Bound on a Northwest flight to La Guardia Airport, I was moving to New York City with no job, not much money, and plenty of hope. As far as Maslow’s pyramid was concerned, I was not very high up. I had a job interview in two days: give a presentation on a non-academic subject to prove that I have the personal skills, blah blah etc. to teach the MCATs for Kaplan.

I was Willy Lomaning myself.

Employee One:
Flying is an experience that changes steadily with age, from adolescent novelty (”Mom, look how high we are!!”) to teenage indignity (”Mom, I can’t believe you’re wearing THAT to the airport”) to collegiate indifference (”Mom, my flight’s delayed four hours.
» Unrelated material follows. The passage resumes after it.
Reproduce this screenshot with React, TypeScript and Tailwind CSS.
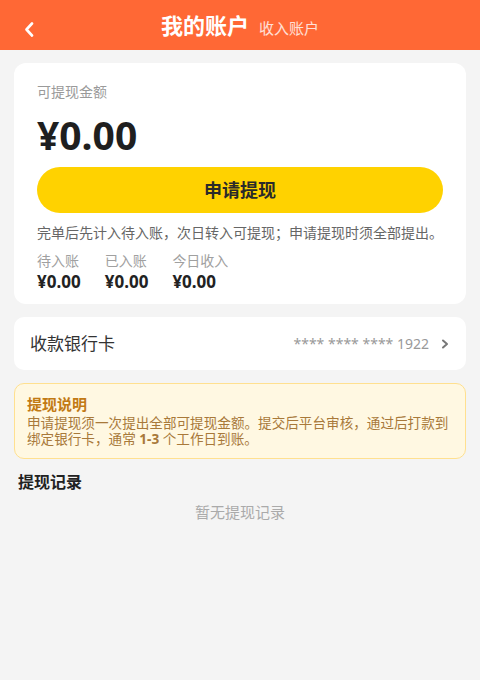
import React from 'react';

const font = "font-['Noto_Sans','Noto_Sans_CJK_SC',sans-serif]";

export default function App() {
  const stats = [
    { label: '待入账', value: '¥0.00' },
    { label: '已入账', value: '¥0.00' },
    { label: '今日收入', value: '¥0.00' },
  ];

  return (
    <div className={`min-h-[680px] w-[480px] bg-[#f4f4f4] ${font}`}>
      {/* header */}
      <header className="relative flex h-[50px] items-center justify-center bg-[#ff6835] text-white">
        <svg className="absolute left-[24px] top-[22px]" width="10" height="15" viewBox="0 0 10 15" fill="none">
          <path d="M8 1.5 L2.5 7.5 L8 13.5" stroke="white" strokeWidth="2.6" strokeLinecap="round" strokeLinejoin="round" />
        </svg>
        <div className="flex items-baseline gap-[10px]">
          <span className="text-[22px] font-bold">我的账户</span>
          <span className="text-[15px] text-white/80">收入账户</span>
        </div>
      </header>

      <div className="flex flex-col px-[14px] pt-[13px]">
        {/* balance card */}
        <div className="rounded-[12px] bg-white px-[23px] pt-[19px] pb-[10px]">
          <div className="text-[14px] leading-[20px] text-[#9a9a9a]">可提现金额</div>
          <div className="mt-[11px] text-[39px] font-bold leading-[44px] text-[#1f1f1f]">¥0.00</div>
          <button className="mt-[10px] flex h-[46px] w-full items-center justify-center rounded-full bg-[#ffd200] text-[18px] font-bold text-[#2a2a2a]">
            申请提现
          </button>
          <div className="mt-[10px] text-[14px] leading-[20px] text-[#666]">
            完单后先计入待入账，次日转入可提现；申请提现时须全部提出。
          </div>
          <div className="mt-[9px] flex gap-[24px]">
            {stats.map((s) => (
              <div key={s.label} className="flex flex-col">
                <span className="text-[14px] leading-[18px] text-[#a0a0a0]">{s.label}</span>
                <span className="text-[17px] font-bold leading-[24px] text-[#222]">{s.value}</span>
              </div>
            ))}
          </div>
        </div>

        {/* bank card row */}
        <div className="mt-[13px] flex h-[53px] items-center justify-between rounded-[10px] bg-white pl-[16px] pr-[17px]">
          <span className="text-[17px] text-[#333]">收款银行卡</span>
          <div className="flex items-center gap-[12px]">
            <span className="text-[14px] text-[#999]">**** **** **** 1922</span>
            <svg width="8" height="10" viewBox="0 0 8 10" fill="none">
              <path d="M2 1.5 L6 5 L2 8.5" stroke="#777" strokeWidth="2" strokeLinecap="round" strokeLinejoin="round" />
            </svg>
          </div>
        </div>

        {/* notice */}
        <div className="mt-[13px] rounded-[10px] border border-[#ffe08f] bg-[#fff8e2] pl-[12px] pr-[8px] pt-[10px] pb-[11px]">
          <div className="text-[15px] font-bold leading-[20px] text-[#c27a14]">提现说明</div>
          <div className="mt-[1px] text-[13.6px] leading-[16px] text-[#a8793a]">
            申请提现须一次提出全部可提现金额。提交后平台审核，通过后打款到绑定银行卡，通常 <b>1-3</b> 个工作日到账。
          </div>
        </div>

        {/* records */}
        <div className="mt-[12px] pl-[4px] text-[16px] font-bold leading-[22px] text-[#222]">提现记录</div>
        <div className="mt-[9px] text-center text-[15px] leading-[20px] text-[#aaa]">暂无提现记录</div>
      </div>
    </div>
  );
}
I’m going to watch some Family Guys. See you at midnight”). I imagine flying will become an annoyance as our responsibilities increase, and I am pretty sure it will become a nightmare with the addition of any young dependents.

Employee Too:
I went over my outline, pulled out a steno pad and figured my presentation: How to Make a Grilled Cheese Sandwich.

“I see a grilled cheese sandwich as a template for human expression,” I’d start out. I had little diagrams of how to apply olive oil, an inventive way of slicing cheese, proper sandwich assembly, the whole works.

Employee One:
On my flight back to Boston from what are likely to be my last twelve days of summer vacation ever, I was trying but failing to recapture some of that indifference. ‘No big deal’ I lied to myself. ‘Back to Boston again.’

This time was different than all the trips back during school. This time I was returning to move into an apartment with a person I didn’t know and to start a job I didn’t know how to do, and I was returning to an almost certain breakup with a college girlfriend of three years.

Employee Too:
One-hundred grand on four years of pseudo-ivy league schooling and here I am on a flight to start life anew in New York City with some sketches of sandwiches, a hair-brained scheme and a goofy smile that is keeping me from losing it all together.

Employee One:
It wasn’t supposed to be this dramatic; in fact I had chosen to stay in Boston largely to avoid such drama. Nonetheless, this is how it began. I started full-time employment five days later.